You could be forgiven for thinking it’s a lonely life for the driver of a Cornwall Hospice Care delivery van, but every day’s different and these are the people who are the face of the charity on the counties roads. On an average shift they’ll visit a number of shops, squeeze in to some very tight parking spots and run the gauntlet of busy main streets and mountains of donated goods that need moving. Tamsin Thomas has been out and about with driver Steve Cauldwell on the North Cornwall van route:
It’s the Tuesday after a Bank Holiday weekend and we’re going to be busy. Donations will have built up at the Cornwall Hospice Care shops over the three days and they’ll need collecting. Steve cheerfully reports that we’re off to Camelford, Tintagel, Bude and Launceston and we’re away, the first van out of the yard.
Steve’s been a Cornwall Hospice Care driver for three years now and loves football so painfully aware of my lack of knowledge of the game, I question him about his past. “I’m from Birmingham originally” he confirms in his brummy accent, “I’ve been a welder, a postman, a DJ and a driver for a balloon decorator in Cyprus, but that’s another story.” I know from this one sentence that we’re going to get on just fine.
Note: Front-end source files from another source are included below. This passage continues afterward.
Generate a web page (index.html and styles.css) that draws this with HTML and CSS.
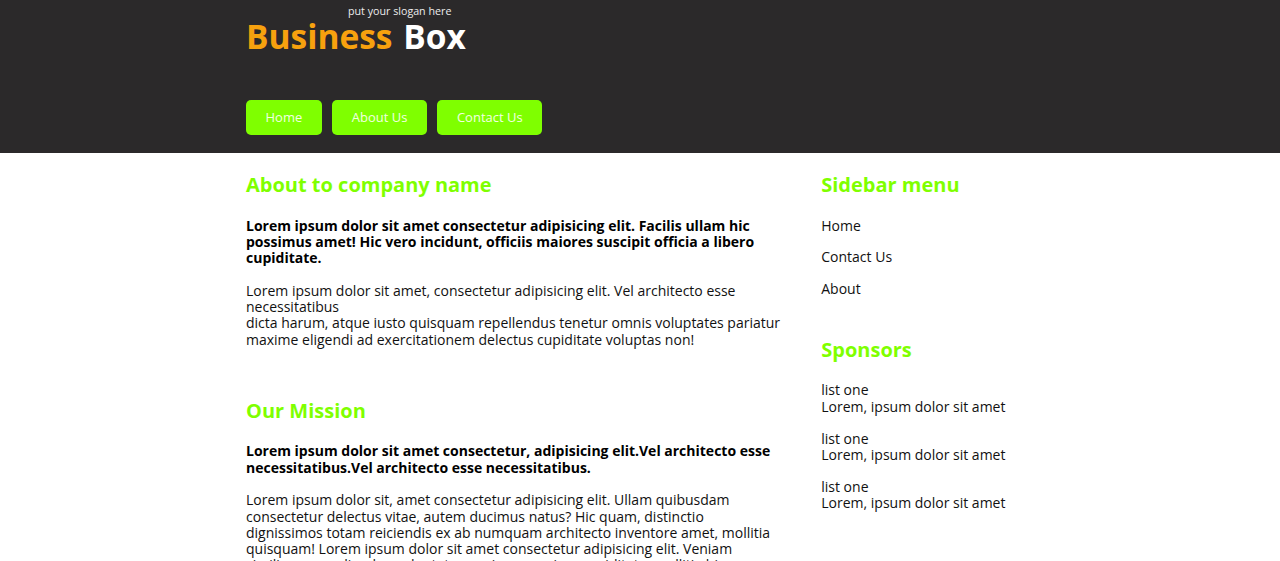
FILE: index.html
```html
<!DOCTYPE html>
<html lang="en">
<head>
<meta charset="utf-8">
<title>Business Box</title>
<link rel="stylesheet" href="styles.css">
</head>
<body>
<header class="site-header">
  <div class="container">
    <p class="slogan">put your slogan here</p>
    <h1 class="logo"><span class="logo-accent">Business</span> Box</h1>
    <nav class="nav">
      <a class="nav-btn" href="#">Home</a>
      <a class="nav-btn" href="#">About Us</a>
      <a class="nav-btn" href="#">Contact Us</a>
    </nav>
  </div>
</header>
<div class="container content">
  <main class="main">
    <section class="section">
      <h2 class="heading">About to company name</h2>
      <p class="lead">Lorem ipsum dolor sit amet consectetur adipisicing elit. Facilis ullam hic possimus amet! Hic vero incidunt, officiis maiores suscipit officia a libero cupiditate.</p>
      <p class="text">Lorem ipsum dolor sit amet, consectetur adipisicing elit. Vel architecto esse necessitatibus<br>dicta harum, atque iusto quisquam repellendus tenetur omnis voluptates pariatur maxime eligendi ad exercitationem delectus cupiditate voluptas non!</p>
    </section>
    <section class="section section-gap">
      <h2 class="heading">Our Mission</h2>
      <p class="lead">Lorem ipsum dolor sit amet consectetur, adipisicing elit.Vel architecto esse necessitatibus.Vel architecto esse necessitatibus.</p>
      <p class="text">Lorem ipsum dolor sit, amet consectetur adipisicing elit. Ullam quibusdam consectetur delectus vitae, autem ducimus natus? Hic quam, distinctio dignissimos totam reiciendis ex ab numquam architecto inventore amet, mollitia quisquam! Lorem ipsum dolor sit amet consectetur adipisicing elit. Veniam similique repudiandae voluptatum quia ex maxime cupiditate, mollitia hic dolorum.</p>
    </section>
  </main>
  <aside class="sidebar">
    <h2 class="heading">Sidebar menu</h2>
    <ul class="side-menu">
      <li><a href="#">Home</a></li>
      <li><a href="#">Contact Us</a></li>
      <li><a href="#">About</a></li>
    </ul>
    <h2 class="heading sponsors-heading">Sponsors</h2>
    <p class="sponsor">list one<br>Lorem, ipsum dolor sit amet</p>
    <p class="sponsor">list one<br>Lorem, ipsum dolor sit amet</p>
    <p class="sponsor">list one<br>Lorem, ipsum dolor sit amet</p>
  </aside>
</div>
</body>
</html>
```
FILE: styles.css
```css
* { box-sizing: border-box; }

body {
  margin: 0;
  background: #ffffff;
  color: #111111;
  font-family: "Open Sans", "Noto Sans", sans-serif;
  font-size: 14px;
  line-height: 1.165;
}

.container {
  width: 788px;
  margin: 0 auto;
}

.site-header {
  background: #2b292a;
  padding: 4px 0 18px;
}

.slogan {
  margin: 0 0 0 102px;
  font-size: 10.7px;
  line-height: 14px;
  font-weight: 400;
  color: #ececec;
}

.logo {
  margin: 0;
  font-size: 33.5px;
  line-height: 36px;
  font-weight: 700;
  word-spacing: 2px;
  color: #ffffff;
}

.logo-accent { color: #f7a10e; }

.nav {
  display: flex;
  gap: 10.5px;
  margin-top: 46px;
}

.nav-btn {
  display: flex;
  align-items: center;
  height: 35px;
  padding: 0 19.5px;
  background: #7fff00;
  border-radius: 5px;
  color: #f2ffe2;
  font-size: 13px;
  text-decoration: none;
}

.content {
  display: flex;
  justify-content: space-between;
  align-items: flex-start;
}

.main { width: 536px; }
.sidebar { width: 27%; }

.heading {
  margin: 20px 0 21.6px;
  font-size: 20px;
  line-height: 23px;
  font-weight: 700;
  color: #7fff00;
}

.lead {
  margin: 0;
  font-weight: 700;
  color: #000000;
}

.text {
  margin: 16.4px 0 0;
}

.section-gap { margin-top: 50.6px; }

.side-menu {
  list-style: none;
  margin: 0;
  padding: 0;
  display: flex;
  flex-direction: column;
  gap: 15.2px;
}

.side-menu a {
  color: #111111;
  text-decoration: none;
}

.sponsors-heading { margin-top: 41px; }

.sponsor { margin: 0 0 15.6px; }
```
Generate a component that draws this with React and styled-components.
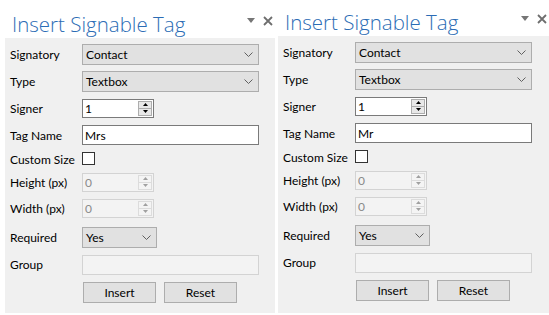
import React from 'react';
import styled, { createGlobalStyle } from 'styled-components';

const GlobalStyle = createGlobalStyle`
  html, body {
    margin: 0;
    padding: 0;
    background: #ffffff;
  }
  body {
    font-family: Lato, "Liberation Sans", sans-serif;
    font-size: 12px;
    color: #000000;
  }
`;

const Page = styled.div`
  display: flex;
  align-items: flex-start;
  width: 549px;
  height: 315px;
  overflow: hidden;
`;

const Pane = styled.section`
  flex: none;
  box-sizing: border-box;
  display: flex;
  flex-direction: column;
  width: ${p => p.$width}px;
  height: 313px;
  padding-left: ${p => p.$inset}px;
  padding-top: ${p => p.$top}px;
`;

const Header = styled.header`
  flex: none;
  height: 36px;
  display: flex;
  align-items: center;
  padding: 0 2px 2px 7px;
  box-sizing: border-box;
`;

const Title = styled.h1`
  flex: 1;
  align-self: flex-end;
  margin: 0;
  font-family: "Open Sans", "Noto Sans", sans-serif;
  font-weight: 300;
  font-size: 20.5px;
  line-height: 24px;
  color: #2b6cb5;
  white-space: nowrap;
`;

const HeaderIcons = styled.div`
  display: flex;
  align-items: center;
  gap: 8px;
  margin-top: 3px;
`;

const Body = styled.div`
  flex: 1;
  background: #f0f0f0;
  padding: 3px 0 0 5px;
  display: flex;
  flex-direction: column;
`;

const Row = styled.div`
  flex: none;
  height: ${p => p.$h}px;
  display: flex;
  align-items: center;
`;

const Label = styled.label`
  flex: none;
  width: 72px;
  white-space: nowrap;
  margin-top: ${p => (p.$low ? 3 : 0)}px;
`;

const Dropdown = styled.div`
  box-sizing: border-box;
  width: ${p => p.$w}px;
  height: 21px;
  border: 1px solid #adadad;
  background: #e1e1e1;
  display: flex;
  align-items: center;
  justify-content: space-between;
  padding: 0 5px 0 3px;
`;

const TextBox = styled.div`
  box-sizing: border-box;
  width: ${p => p.$w}px;
  height: 20px;
  border: 1px solid ${p => (p.$disabled ? '#d3d3d3' : '#7a7a7a')};
  background: ${p => (p.$disabled ? '#f3f3f3' : '#ffffff')};
  color: ${p => (p.$disabled ? '#8a8a8a' : '#000000')};
  display: flex;
  align-items: center;
  padding-left: 2px;
`;

const Spinner = styled(TextBox)`
  padding: 1px;
  padding-left: 2px;
  height: 19px;
  justify-content: space-between;
  align-items: stretch;
  line-height: 15px;
`;

const SpinValue = styled.span`
  display: flex;
  align-items: center;
`;

const SpinButtons = styled.div`
  width: 14px;
  display: flex;
  flex-direction: column;
`;

const SpinButton = styled.div`
  flex: 1;
  box-sizing: border-box;
  border: 1px solid ${p => (p.$disabled ? '#dcdcdc' : '#adadad')};
  background: ${p => (p.$disabled ? '#f4f4f4' : '#e8e8e8')};
  display: flex;
  align-items: center;
  justify-content: center;
  & + & {
    border-top: none;
  }
`;

const Check = styled.div`
  box-sizing: border-box;
  width: 13px;
  height: 13px;
  border: 1px solid #333333;
  background: #ffffff;
`;

const Buttons = styled.div`
  display: flex;
  gap: 8px;
  padding-left: 73px;
`;

const Button = styled.button`
  box-sizing: border-box;
  width: 73px;
  height: 21px;
  border: 1px solid #adadad;
  background: #e1e1e1;
  font: inherit;
  color: #000000;
  padding: 0;
`;

function Chevron() {
  return (
    <svg width="9" height="5" viewBox="0 0 9 5">
      <polyline points="0.5,0.5 4.5,4.5 8.5,0.5" fill="none" stroke="#606060" strokeWidth="1" />
    </svg>
  );
}

function Arrow({ up, disabled }) {
  return (
    <svg width="5" height="3" viewBox="0 0 5 3">
      <polygon
        points={up ? '0,3 2.5,0 5,3' : '0,0 2.5,3 5,0'}
        fill={disabled ? '#a0a0a0' : '#000000'}
      />
    </svg>
  );
}

function Spin({ value, disabled }) {
  return (
    <Spinner $w={72} $disabled={disabled}>
      <SpinValue>{value}</SpinValue>
      <SpinButtons>
        <SpinButton $disabled={disabled}><Arrow up disabled={disabled} /></SpinButton>
        <SpinButton $disabled={disabled}><Arrow disabled={disabled} /></SpinButton>
      </SpinButtons>
    </Spinner>
  );
}

function Select({ value, width }) {
  return (
    <Dropdown $w={width}>
      <span>{value}</span>
      <Chevron />
    </Dropdown>
  );
}

function TagPane({ width, inset, top, tagName }) {
  return (
    <Pane $width={width} $inset={inset} $top={top}>
      <Header>
        <Title>Insert Signable Tag</Title>
        <HeaderIcons>
          <svg width="8" height="5" viewBox="0 0 8 5">
            <polygon points="0,0 8,0 4,5" fill="#767676" />
          </svg>
          <svg width="10" height="10" viewBox="0 0 10 10">
            <path d="M1 1 L9 9 M9 1 L1 9" stroke="#6e6e6e" strokeWidth="1.8" />
          </svg>
        </HeaderIcons>
      </Header>
      <Body>
        <Row $h={26}><Label>Signatory</Label><Select value="Contact" width={177} /></Row>
        <Row $h={28}><Label>Type</Label><Select value="Textbox" width={177} /></Row>
        <Row $h={26}><Label>Signer</Label><Spin value="1" /></Row>
        <Row $h={28}><Label>Tag Name</Label><TextBox $w={177}>{tagName}</TextBox></Row>
        <Row $h={18}><Label $low>Custom Size</Label><Check /></Row>
        <Row $h={30}><Label>Height (px)</Label><Spin value="0" disabled /></Row>
        <Row $h={22}><Label>Width (px)</Label><Spin value="0" disabled /></Row>
        <Row $h={36}><Label>Required</Label><Select value="Yes" width={75} /></Row>
        <Row $h={19}><Label>Group</Label><TextBox $w={177} $disabled /></Row>
        <Row $h={36}>
          <Buttons>
            <Button>Insert</Button>
            <Button>Reset</Button>
          </Buttons>
        </Row>
      </Body>
    </Pane>
  );
}

export default function App() {
  return (
    <>
      <GlobalStyle />
      <Page>
        <TagPane width={275} inset={5} top={2} tagName="Mrs" />
        <TagPane width={274} inset={3} top={0} tagName="Mr" />
      </Page>
    </>
  );
}
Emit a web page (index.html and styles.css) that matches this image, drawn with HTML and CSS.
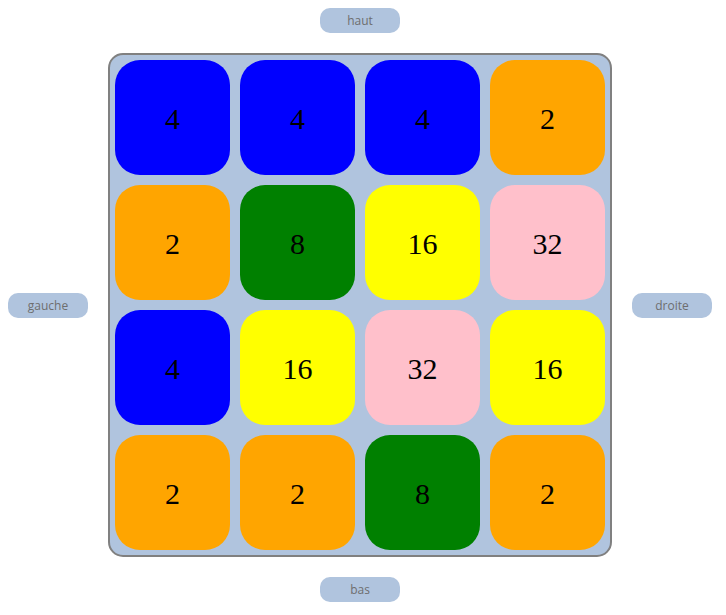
FILE: index.html
```html
<!DOCTYPE html>
<html lang="fr">
<head>
  <meta charset="UTF-8">
  <title>2048</title>
  <link rel="stylesheet" href="styles.css">
</head>
<body>
  <div class="game">
    <div class="row-top">
      <button class="move-btn" id="up">haut</button>
    </div>
    <div class="row-middle">
      <button class="move-btn" id="left">gauche</button>
      <div class="board">
        <div class="tile t4">4</div>
        <div class="tile t4">4</div>
        <div class="tile t4">4</div>
        <div class="tile t2">2</div>
        <div class="tile t2">2</div>
        <div class="tile t8">8</div>
        <div class="tile t16">16</div>
        <div class="tile t32">32</div>
        <div class="tile t4">4</div>
        <div class="tile t16">16</div>
        <div class="tile t32">32</div>
        <div class="tile t16">16</div>
        <div class="tile t2">2</div>
        <div class="tile t2">2</div>
        <div class="tile t8">8</div>
        <div class="tile t2">2</div>
      </div>
      <button class="move-btn" id="right">droite</button>
    </div>
    <div class="row-bottom">
      <button class="move-btn" id="down">bas</button>
    </div>
  </div>
</body>
</html>
```

FILE: styles.css
```css
body {
  margin: 8px;
  font-family: "Open Sans", sans-serif;
}
.game {
  width: 704px;
  display: flex;
  flex-direction: column;
  align-items: center;
  gap: 20px;
}
.row-middle {
  display: flex;
  align-items: center;
  gap: 20px;
}
.move-btn {
  width: 80px;
  height: 25px;
  background: #b0c4de;
  border: none;
  border-radius: 10px;
  color: #6e6e6e;
  font-family: "Open Sans", sans-serif;
  font-size: 12px;
  padding: 0;
  cursor: pointer;
}
.board {
  display: grid;
  grid-template-columns: repeat(4, 115px);
  grid-template-rows: repeat(4, 115px);
  gap: 10px;
  padding: 5px;
  background: #b0c4de;
  border: 2px solid #808080;
  border-radius: 15px;
}
.tile {
  display: flex;
  align-items: center;
  justify-content: center;
  padding-top: 2px;
  border-radius: 25px;
  font-family: "Liberation Serif", serif;
  font-size: 30px;
  color: #000;
}
.t2 { background: #ffa500; }
.t4 { background: #0000ff; }
.t8 { background: #008000; }
.t16 { background: #ffff00; }
.t32 { background: #ffc0cb; }
```
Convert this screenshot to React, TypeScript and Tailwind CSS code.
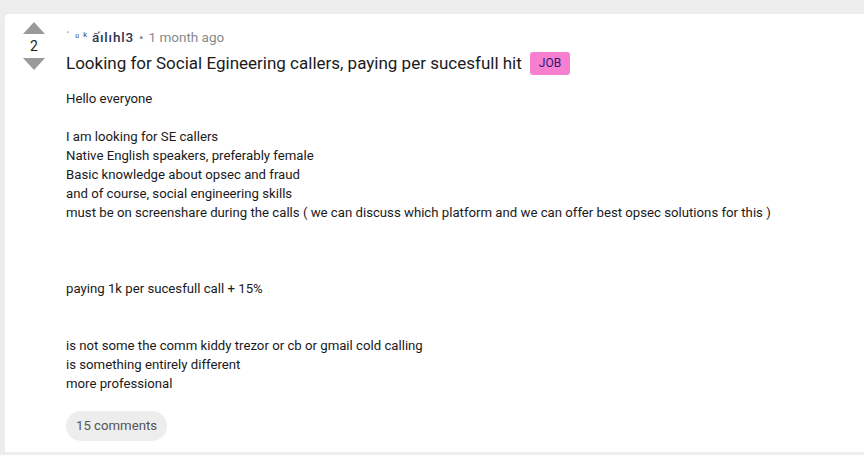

In no time at all we’re in Camelford and having to block the road to load the donated goods. We don’t hang around, but of all the vehicles to come up behind us it’s a police van! However, they’re patient as we bustle backwards and forwards under the watchful eye of Shop Manager Sophie.
Tintagel is just as busy, but first we have to squeeze the van between a granite post and a building to avoid catching the eye of unforgiving private parking attendants. There’s another large batch of donations to load and then we’re rewarded with a coffee that we enjoy with Shop Manager Heather and volunteer Maureen who is also known as the ‘Pocket Rocket’. Having declined a biscuit, Steve says “the best bit about this job is travelling round beautiful Cornwall and meeting the Managers and volunteers. The worst bit is the amounts we have to collect and load, often on our own.”
At Bude it’s another cheery greeting from the two shops and a chance to catch up with Verity who was Manager at Tintagel when I spent a day there, and is now on secondment to the Bude Lifestyle shop for six months. “The vans are really important to the shops” she explains. “It’s a very much improved service these days and the drivers know what we will and won’t take. They’re a great team, but it must be tough when they’re on their own and have to do all the lifting and shifting. It’s always good to see them arrive with a driver’s mate in tow.”
We eat an early lunch overlooking Widemouth Bay during which Steve introduces me to the ‘delights’ of eating cold soup or baked beans straight from the can. I’m still not convinced. He also tells the story of arriving at a shop to find a series of calls on his phone from his last destination. “Turns out the volunteer had put her handbag on top of the pile of bags to be loaded and I’d taken it, complete with her car and house keys. I eventually found it, right under everything else in the van, typical!”
Our final stop is Launceston where the shop has been overwhelmed with donations that need collecting. “I’ll take two bags of women’s clothing, curtains and shoes, if you’ve got them” says Assistant Manager Phil. There are giggles as Phil explains that his interest in shoes is ‘because they sell well’, but that’s prompted a rumour that he has a shoe fetish. Another welcome cuppa and I cross the road to take a picture of the van outside the shop. “Nice shot” says someone behind me and I turn to see a smiling Traffic Warden. “Time to go” I call to Steve and we head off to complete our 101 mile round trip. Steve reckons he covers around 22,500 miles a year just driving round Cornwall!
Arrival back at the warehouse in Holmbush and though ‘they think it’s all over’ (my one footy quote), it isn’t. Now we unload the van and then load it up ready for tomorrow’s route that’ll take Steve to St Blazey, Liskeard, Looe, Launceston and back to St Blazey. “There’s never a dull day” says Steve, who heads home leaving me with memories of cold soup, traffic wardens and shoes. Now that’s a good day out!